To make his case, Smith has also reached into history to find a precedent supporting his investigation and subpoenas.
He recently referenced a 1961 U.S. Supreme Court decision upholding a contempt-of-Congress conviction of Frank Wilkinson, an administrator with the Los Angeles Public Housing Authority. Wilkinson had challenged his citation for refusing to answer questions from the House Un-American Activities Committee, whose mission was to investigate people and organizations suspected of communist ties.
Smith cited that case in a letter to Healey and Schneiderman on Aug. 24, as proof his subpoenas are a valid element of a “legitimate and constitutionally authorized legislative investigation.”

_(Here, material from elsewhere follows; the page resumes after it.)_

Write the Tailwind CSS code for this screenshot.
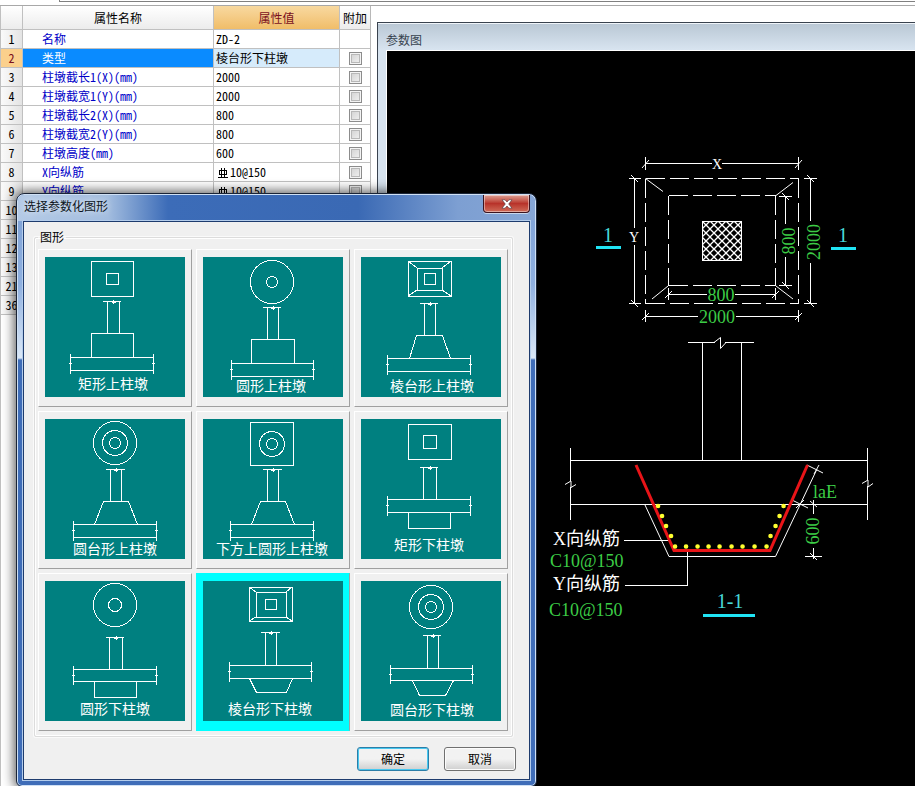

Further, Smith said, the committee has authority to conduct an investigation because it has oversight responsibility for energy research and development.
“The Committee’s goal is to maximize the efficient and effective use of federal tax dollars intended to advance the progress of science without regard to non-scientific considerations such as a fear that certain types of scientifically justified research may lead to costly state investigations and adverse political pressure,” Smith said in the letter.